Brauchen die Demokraten vielleicht einen anderen Präsidentschaftskandidaten? Ist Joe Biden der Falsche? Nein, findet Irene Dische: "Die müssen es nur klar machen, dass Biden sehr gute Dinge gemacht hat. Der hat mehr erreicht als Obama. Der Wirtschaft geht es jetzt zum Beispiel viel besser als unter Trump. Er hat das Problem, dass er alt ist, er redet schlecht - er hat immer schon schlecht geredet - und man findet ihn peinlich. Er muss einen neuen Vize-Präsidenten an seiner Seite haben, der jung und dynamisch ist." Die bisherige Vize-Präsidentin Kamala Harris sei das genaue Gegenteil davon, meint Dische.

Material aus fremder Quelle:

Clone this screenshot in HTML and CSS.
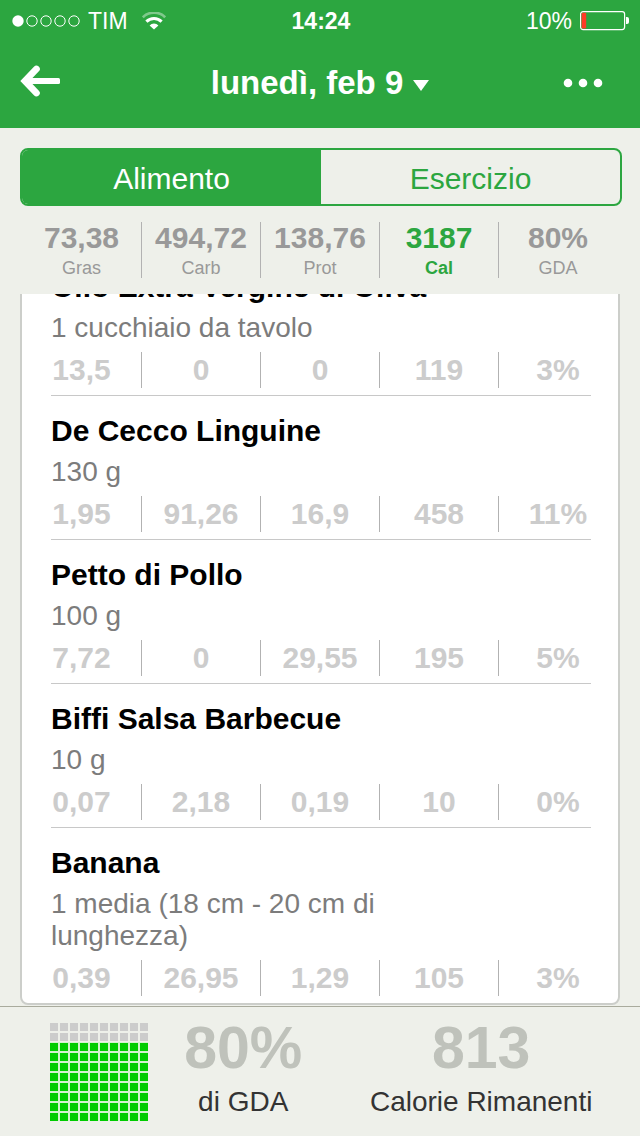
FILE: index.html
```
<!DOCTYPE html>
<html lang="it">
<head>
<meta charset="utf-8">
<meta name="viewport" content="width=device-width, initial-scale=1">
<title>Diario alimentare</title>
<link rel="stylesheet" href="styles.css">
</head>
<body>

<header class="top">
	<div class="status">
		<div class="carrier">
			<svg class="signal" width="68" height="12" viewBox="0 0 68 12">
				<circle cx="6" cy="6" r="5.7" fill="#fff"/>
				<g fill="none" stroke="#fff" stroke-width="1">
					<circle cx="20" cy="6" r="5.2"/>
					<circle cx="34" cy="6" r="5.2"/>
					<circle cx="48" cy="6" r="5.2"/>
					<circle cx="62" cy="6" r="5.2"/>
				</g>
			</svg>
			<span>TIM</span>
			<svg class="wifi" width="24" height="18" viewBox="0 0 24 18">
				<path d="M0.8 5.2 A16 16 0 0 1 23.2 5.2" fill="none" stroke="#fff" stroke-opacity=".4" stroke-width="2.6"/>
				<path d="M4.4 9.6 A10.6 10.6 0 0 1 19.6 9.6" fill="none" stroke="#fff" stroke-width="3"/>
				<path d="M12 17.6 L7.6 13.5 A6 6 0 0 1 16.4 13.5 Z" fill="#fff"/>
			</svg>
		</div>
		<b class="clock">14:24</b>
		<div class="power">
			<span>10%</span>
			<svg width="50" height="20" viewBox="0 0 50 20">
				<rect x="0.6" y="0.6" width="44" height="18" rx="2.5" fill="none" stroke="#fff" stroke-width="1.2"/>
				<rect x="1.6" y="1.8" width="4.6" height="15.6" rx="1" fill="#ff3b26"/>
				<path d="M46 6 h1 a2 2 0 0 1 2 2 v3 a2 2 0 0 1 -2 2 h-1 z" fill="#fff"/>
			</svg>
		</div>
	</div>
	<nav class="nav">
		<button class="back" type="button" aria-label="Indietro">
			<svg width="40" height="32" viewBox="0 0 40 32">
				<path d="M5 16 H38" fill="none" stroke="#fff" stroke-width="6"/>
				<path d="M36 13 h2.5 a1.5 1.5 0 0 1 1.5 1.5 v3 a1.5 1.5 0 0 1 -1.5 1.5 h-2.5 z" fill="#fff"/>
				<path d="M16.4 4 L5 16 L16.4 28" fill="none" stroke="#fff" stroke-width="6.8" stroke-linecap="round"/>
			</svg>
		</button>
		<button class="date" type="button">
			<span>lunedì, feb 9</span>
			<svg width="16" height="11" viewBox="0 0 16 11"><path d="M0 0 H16 L8 11 Z" fill="#fff"/></svg>
		</button>
		<button class="more" type="button" aria-label="Altro">
			<svg width="40" height="10" viewBox="0 0 40 10">
				<circle cx="5" cy="5" r="4.3" fill="#fff"/>
				<circle cx="20" cy="5" r="4.3" fill="#fff"/>
				<circle cx="35" cy="5" r="4.3" fill="#fff"/>
			</svg>
		</button>
	</nav>
</header>

<div class="tabs">
	<button class="tab active" type="button">Alimento</button>
	<button class="tab" type="button">Esercizio</button>
</div>

<div class="totals">
	<div class="total"><b>73,38</b><span>Gras</span></div>
	<div class="total"><b>494,72</b><span>Carb</span></div>
	<div class="total"><b>138,76</b><span>Prot</span></div>
	<div class="total selected"><b>3187</b><span>Cal</span></div>
	<div class="total"><b>80%</b><span>GDA</span></div>
</div>

<main class="diary">
	<ul class="card">
		<li class="food">
			<h2>Olio Extra Vergine di Oliva</h2>
			<p>1 cucchiaio da tavolo</p>
			<div class="amounts"><span>13,5</span><span>0</span><span>0</span><span>119</span><span>3%</span></div>
		</li>
		<li class="food">
			<h2>De Cecco Linguine</h2>
			<p>130 g</p>
			<div class="amounts"><span>1,95</span><span>91,26</span><span>16,9</span><span>458</span><span>11%</span></div>
		</li>
		<li class="food">
			<h2>Petto di Pollo</h2>
			<p>100 g</p>
			<div class="amounts"><span>7,72</span><span>0</span><span>29,55</span><span>195</span><span>5%</span></div>
		</li>
		<li class="food">
			<h2>Biffi Salsa Barbecue</h2>
			<p>10 g</p>
			<div class="amounts"><span>0,07</span><span>2,18</span><span>0,19</span><span>10</span><span>0%</span></div>
		</li>
		<li class="food">
			<h2>Banana</h2>
			<p>1 media (18 cm - 20 cm di lunghezza)</p>
			<div class="amounts"><span>0,39</span><span>26,95</span><span>1,29</span><span>105</span><span>3%</span></div>
		</li>
	</ul>
</main>

<footer class="summary">
	<!-- 10x10 squares, two rows still empty -->
	<svg width="98" height="98" viewBox="0 0 98 98">
		<defs>
			<pattern id="empty" width="10" height="10" patternUnits="userSpaceOnUse"><rect width="8" height="8" fill="#ccc"/></pattern>
			<pattern id="full" width="10" height="10" patternUnits="userSpaceOnUse"><rect width="8" height="8" fill="#00cc00"/></pattern>
		</defs>
		<rect width="98" height="18" fill="url(#empty)"/>
		<rect y="19" width="98" height="79" fill="#d3f3cf"/>
		<rect y="20" width="98" height="78" fill="url(#full)"/>
	</svg>
	<div class="figure"><b>80%</b><span>di GDA</span></div>
	<div class="figure"><b>813</b><span>Calorie Rimanenti</span></div>
</footer>

</body>
</html>
```
FILE: styles.css
```
* {
	box-sizing: border-box;
}
body {
	margin: 0;
	height: 100vh;
	display: flex;
	flex-direction: column;
	background: #eef0ea;
	font-family: "Liberation Sans", Arial, sans-serif;
	color: #333;
}
button {
	border: none;
	background: none;
	padding: 0;
	margin: 0;
	font-family: inherit;
	cursor: pointer;
}
svg {
	display: block;
}

/* green bar */
.top {
	background: #2ca640;
	color: white;
}
.status {
	display: grid;
	grid-template-columns: 1fr auto 1fr;
	align-items: center;
	height: 42px;
	padding: 0 10px 0 12px;
	font-size: 23px;
}
.carrier, .power {
	display: flex;
	align-items: center;
	gap: 8px;
}
.wifi {
	margin-left: 6px;
}
.power {
	justify-content: flex-end;
}
.clock {
	font-size: 23px;
}
.nav {
	display: grid;
	grid-template-columns: 1fr auto 1fr;
	align-items: center;
	height: 86px;
	padding: 0 20px 4px;
}
.back {
	justify-self: start;
	padding-bottom: 4px;
}
.more {
	justify-self: end;
	padding-right: 17px;
}
.date {
	display: flex;
	align-items: center;
	gap: 10px;
	font-size: 33px;
	font-weight: bold;
	color: white;
}
.date svg {
	margin-top: 4px;
}

/* tabs */
.tabs {
	display: flex;
	height: 58px;
	margin: 20px 18px 16px 20px;
	border: 2px solid #2ca640;
	border-radius: 8px;
	overflow: hidden;
	flex-shrink: 0;
}
.tab {
	flex: 1;
	padding-top: 4px;
	font-size: 30px;
	color: #2ca640;
}
.tab.active {
	background: #2ca640;
	color: white;
}

/* day totals */
.totals {
	display: grid;
	grid-template-columns: repeat(5, 1fr);
	margin: 0 23px 16px 22px;
	flex-shrink: 0;
}
.total {
	display: flex;
	flex-direction: column;
	align-items: center;
	height: 56px;
	color: #999;
}
.total + .total {
	border-left: 1px solid #b2b2b2;
}
.total b {
	font-size: 30px;
	line-height: 32px;
}
.total span {
	font-size: 18px;
	line-height: 28px;
}
.total.selected {
	color: #2ca640;
}
.total.selected span {
	font-weight: bold;
}

/* food list, scrolled to its end */
.diary {
	flex: 1;
	min-height: 0;
	display: flex;
	flex-direction: column;
	justify-content: flex-end;
	overflow: hidden;
	padding: 0 20px 1px;
}
.card {
	flex-shrink: 0;
	margin: 0;
	padding: 0;
	list-style: none;
	background: white;
	border: 2px solid #ccceca;
	border-radius: 8px;
}
.food {
	padding: 17px 0 7px;
}
.food:not(:last-child)::after {
	content: "";
	display: block;
	height: 1px;
	margin: 7px 27px -7px 29px;
	background: #c8c8c8;
}
.food h2 {
	margin: 0 29px;
	font-size: 30px;
	line-height: 36px;
	color: black;
}
.food p {
	margin: 7px 200px 8px 29px;
	font-size: 28px;
	line-height: 32px;
	color: #7c7c7c;
}
.amounts {
	display: grid;
	grid-template-columns: repeat(5, 1fr);
	padding-right: 1px;
}
.amounts span {
	text-align: center;
	font-size: 30px;
	font-weight: bold;
	line-height: 36px;
	color: #ccc;
}
.amounts span + span {
	border-left: 1px solid #b2b2b2;
}

/* bottom bar */
.summary {
	display: grid;
	grid-template-columns: 98px 2fr 3fr;
	align-items: start;
	height: 130px;
	padding: 16px 16px 0 50px;
	border-top: 1px solid #a9ab9d;
	flex-shrink: 0;
}
.figure {
	display: flex;
	flex-direction: column;
	align-items: center;
}
.figure b {
	font-size: 59px;
	line-height: 50px;
	color: #bfc2bb;
}
.figure span {
	margin-top: 13px;
	font-size: 28px;
	line-height: 32px;
}
```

Disches Lösungsansatz: Nachrichtensender wechseln
Und wie ließe sich aus dem großen geistigen Abgrund herauskommen? In Deutschland gibt es ja gerade unter Intellektuellen, unter Literaten eine große Tradition des Sich-Einmischens in die Politik. Das gibt es in Amerika so überhaupt nicht, sagt Irene Dische. Niemanden interessiere die Meinung von Autoren. Einen wesentlich größeren Einfluss hätten die Nachrichtensender, vor allem die beiden großen: Fox News für die konservative, MSNBC für die liberale Berichterstattung. Um das verhärtete Weltbild aufzuweichen, müssten die Zuschauer eigentlich den Sender wechseln, sagt Dische. Das sei die einzige Hoffnung auf eine Annäherung: "Die haben mal ein Experiment gemacht. Die haben 20 Leute bezahlt, die immer Fox News gucken, damit sie zwei Wochen lang MSNBC gucken. Und nach zwei Wochen hatten die ihre Meinung komplett geändert."